How to survive family car journeys
Are we nearly there yet mummy? A phrase which, perhaps surprisingly, I don’t often hear from my daughter on our car journeys.
Not because she’s great at entertaining herself, but if we want to survive family car journeys, I know there’s no way I can concentrate on the road AND directions unless she’s occupied.
Along the way we’ve negotiated unexpected brainteasers as I try to merge onto a multilane motorway (Not now! Not now!) and the discovery that just like her mother, she gets car sick if she tries to watch a film, read or draw, which rules out books or tablets.
But there are some things which work: from activities for a road trip with kids to my other tips for keeping kids entertained on a road trip, here’s how to survive family car journeys.
Have a soundtrack
A failsafe for toddlers with miniature attention spans – after almost losing my voice singing to her on one (relatively short) journey, I created her own Spotify playlist to guarantee we wouldn’t run out of tunes.
Now she’s older, she has very firm opinions on what she’d like to listen to and I don’t see that changing once she’s a teen either! So I’ve created a variety of playlists with songs that everyone can tolerate and download them to my phone, before playing them through the car stereo. In-car technology is getting ever better, but cables to connect are almost cheaper than chips.
Top tip: A special playlist is a great way to remind you of the holiday – quite a bit of Beach Boys featured for our California drive. I also discovered you need far more songs on the playlist than you think, in order not to be fed up by day 3.
You can never have too many snacks! Ideally something which won’t melt, doesn’t need your help to open, isn’t too sticky and isn’t so sugary they get completely hyper.
You can also never have too many wipes… Snack cups which don’t spill are useful with toddlers, as is a more relaxed attitude to crumbs.
Listen to a story
This is my secret weapon – we started with Julia Donaldson stories before moving onto longer books, including Roald Dahl, Enid Blyton, The Worst Witch and now Harry Potter.

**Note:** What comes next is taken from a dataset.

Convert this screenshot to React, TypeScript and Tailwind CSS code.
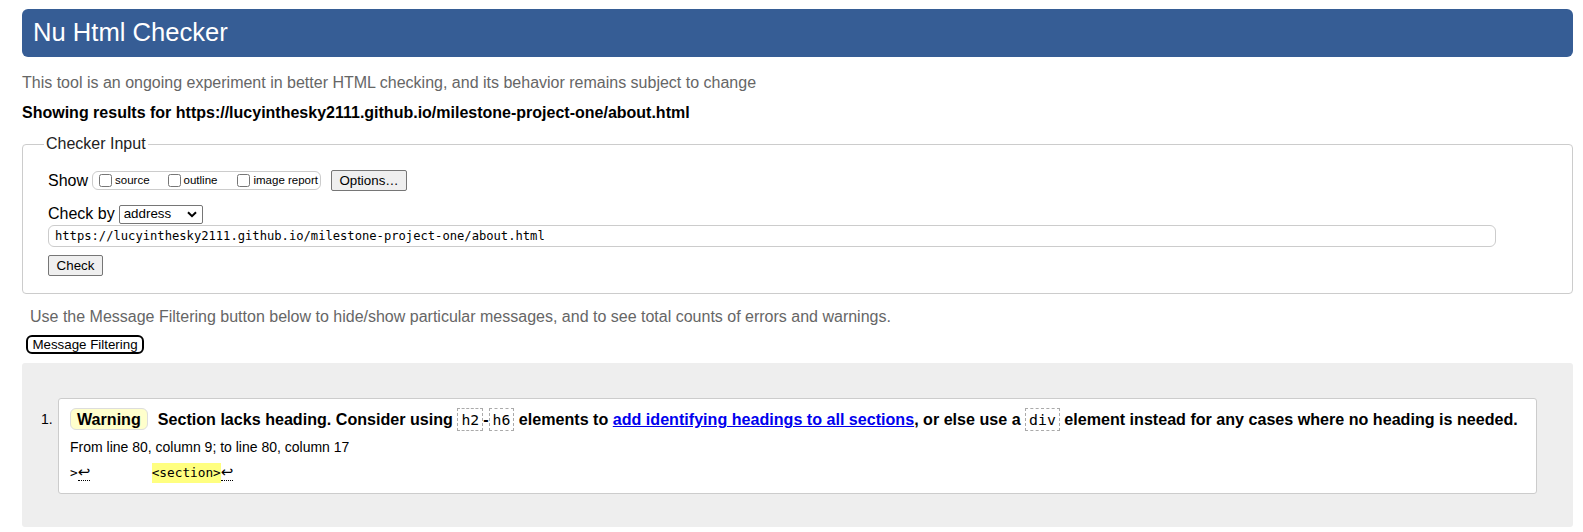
import React from 'react';

const url = 'https://lucyinthesky2111.github.io/milestone-project-one/about.html';

const Code = ({ children }: { children: React.ReactNode }) => (
  <code className="inline-block border border-dashed border-[#aaa] px-[3px] font-['DejaVu_Sans_Mono',monospace] text-[14.8px] font-normal leading-[21px] align-middle">
    {children}
  </code>
);

const Ret = () => (
  <abbr className="border-b border-dotted border-black font-['DejaVu_Sans',sans-serif] text-[15px] leading-[16px] no-underline" title="Line break">↩</abbr>
);

export default function App() {
  return (
    <div className="min-h-[532px] bg-white pl-[22px] pr-[10px] pt-[9px] font-['Liberation_Sans',Arial,sans-serif] text-black">
      {/* Header */}
      <h1 className="flex h-[48px] items-center rounded-[6px] bg-[#365d95] px-[11px] text-[25.6px] leading-none text-white">
        Nu Html Checker
      </h1>

      <p className="mt-[16px] text-[16px] leading-[20px] text-[#666]">
        This tool is an ongoing experiment in better HTML checking, and its behavior remains subject to change
      </p>
      <p className="mt-[10px] text-[16px] font-bold leading-[20px]">Showing results for {url}</p>

      {/* Checker input */}
      <fieldset className="mt-[11px] rounded-[4px] border border-[#ccc] pb-[16px] pl-[25px] pr-[76px]">
        <legend className="ml-[-4px] px-[2px] text-[16px] leading-[20px] text-[#222]">Checker Input</legend>

        <div className="mt-[15px] flex h-[23px] items-center">
          <span className="text-[16px] leading-[20px]">Show</span>
          <div className="ml-[4px] flex h-[19px] w-[229px] items-center rounded-[6px] border border-[#ccc] pl-[6px] text-[11.5px]">
            <label className="flex items-center">
              <input type="checkbox" className="m-0 h-[13px] w-[13px]" />
              <span className="ml-[3px]">source</span>
            </label>
            <label className="ml-[18px] flex items-center">
              <input type="checkbox" className="m-0 h-[13px] w-[13px]" />
              <span className="ml-[3px]">outline</span>
            </label>
            <label className="ml-[20px] flex items-center">
              <input type="checkbox" className="m-0 h-[13px] w-[13px]" />
              <span className="ml-[3px]">image report</span>
            </label>
          </div>
          <button className="ml-[10px] h-[21px] w-[76px] rounded-[2px] border border-[#767676] bg-[#efefef] text-[13.33px] leading-none">
            Options…
          </button>
        </div>

        <div className="mt-[12px] flex h-[20px] items-center">
          <span className="text-[16px] leading-[20px]">Check by</span>
          <div className="ml-[4px] flex h-[19px] w-[84px] items-center justify-between rounded-[2px] border border-[#767676] bg-white pl-[4px] pr-[5px] text-[13.33px]">
            <span>address</span>
            <svg width="10" height="7" viewBox="0 0 10 7">
              <path d="M1 1.2 L5 5.2 L9 1.2" fill="none" stroke="#000" strokeWidth="2" />
            </svg>
          </div>
        </div>

        <div className="mt-[1px] flex h-[22px] items-center rounded-[6px] border border-[#ccc] px-[6px] font-['DejaVu_Sans_Mono',monospace] text-[12.15px]">
          {url}
        </div>

        <button className="mt-[8px] h-[21px] w-[55px] rounded-[2px] border border-[#767676] bg-[#efefef] text-[13.33px] leading-none">
          Check
        </button>
      </fieldset>

      <p className="ml-[8px] mt-[13px] text-[16px] leading-[20px] text-[#666]">
        Use the Message Filtering button below to hide/show particular messages, and to see total counts of errors and warnings.
      </p>
      <button className="ml-[4px] mt-[8px] flex h-[19px] w-[118px] items-center justify-center rounded-[6px] border-2 border-black bg-white text-[13.33px] leading-none">
        Message Filtering
      </button>

      {/* Results */}
      <div className="mt-[9px] flex h-[164px] rounded-[3px] bg-[#eee] pb-[33px] pl-[19px] pr-[36px] pt-[35px]">
        <span className="w-[17px] shrink-0 pt-[13px] text-[14px] leading-[16px]">1.</span>
        <div className="flex-1 rounded-[3px] border border-[#ccc] bg-white pl-[11px] pt-[9px]">
          <p className="flex items-center text-[16.1px] font-bold leading-[22px] whitespace-pre">
            <span className="inline-block rounded-[6px] border border-[#ddd] bg-[#ffffcc] px-[6px] leading-[20px]">Warning</span>
            <span className="ml-[10px]">Section lacks heading. Consider using </span>
            <Code>h2</Code>
            <span>-</span>
            <Code>h6</Code>
            <span> elements to </span>
            <a href="#" className="text-[#0000ee] underline">add identifying headings to all sections</a>
            <span>, or else use a </span>
            <Code>div</Code>
            <span> element instead for any cases where no heading is needed.</span>
          </p>
          <p className="mt-[6px] text-[14px] leading-[20px]">From line 80, column 9; to line 80, column 17</p>
          <p className="mt-[6px] flex items-center font-['DejaVu_Sans_Mono',monospace] text-[12.75px] leading-[20px] whitespace-pre">
            <span>{'>'}</span>
            <Ret />
            <span>{'        '}</span>
            <span className="bg-[#ffff80]">{'<section>'}</span>
            <Ret />
          </p>
        </div>
      </div>
    </div>
  );
}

These can quite literally keep her entertained for hours, and I’ve loved hearing stories from my own childhood again this way too. I download from Audible to my phone before we set off.
The secret if you want to survive family car journeys is to make life as easy as possible – which means getting organised.
Check your car over and make sure you’ve got petrol, windscreen washer fluid and so on – then scope out your route in advance. I’m a big fan of Google Maps and Waze, but any Satnav which factors in traffic works. Who wants to make the journey longer because you’re stuck in a jam?
And while no-one wants to consider breaking down or being in an accident, make sure you’re covered just in case. Some car insurance such as Aviva’s policies, includes vehicle recovery.
They have also partnered with the RAC to offer add-ons including breakdown cover, and onward transport, to get you and up to seven passengers to your destination.
Play a game
Revisit all those car game from your own childhood, and find the ones you all enjoy – we’ve never managed a game of I Spy without frustration all round, so that particular classic is off our list.
But 20 questions is a great option – currently we play unlimited questions, as my daughter gets very very inventive. You need all the help you can get to guess things like ‘gravity’…
Another favourite is the memory game, ‘I went to the shops and I bought…’, with each person working through the alphabet. Sneakily educational for pre-schoolers and the first years of primary school too.
Time it right
The days where she’d fall asleep as soon as the engine started are long gone – but if you can plan your drive around naps, do! I still time return journeys for her bedtime so she dozes off along the way.
Dress kids in pyjamas or something comfy like leggings, plus a blanket and fluffy animal to snuggle. Then I just need to scoop her up to put into bed at home.
Have a stopping strategy
Official advice is to stop every two hours – although anyone travelling with a potty-trained toddler or pre-schooler might be lucky to get that far between toilet breaks. My daughter can now last up to three by which time we both need a change of scene.
Tempting though it is to get to the destination as fast as you can, for long journeys, pick a good stopping place and make it part of the trip. In the UK, National Trust properties are great to explore – and for lunch in the café – rather than a pitstop at service stations.
Whatever you choose, knowing stopping points along the route helps break the trip into shorter chunks.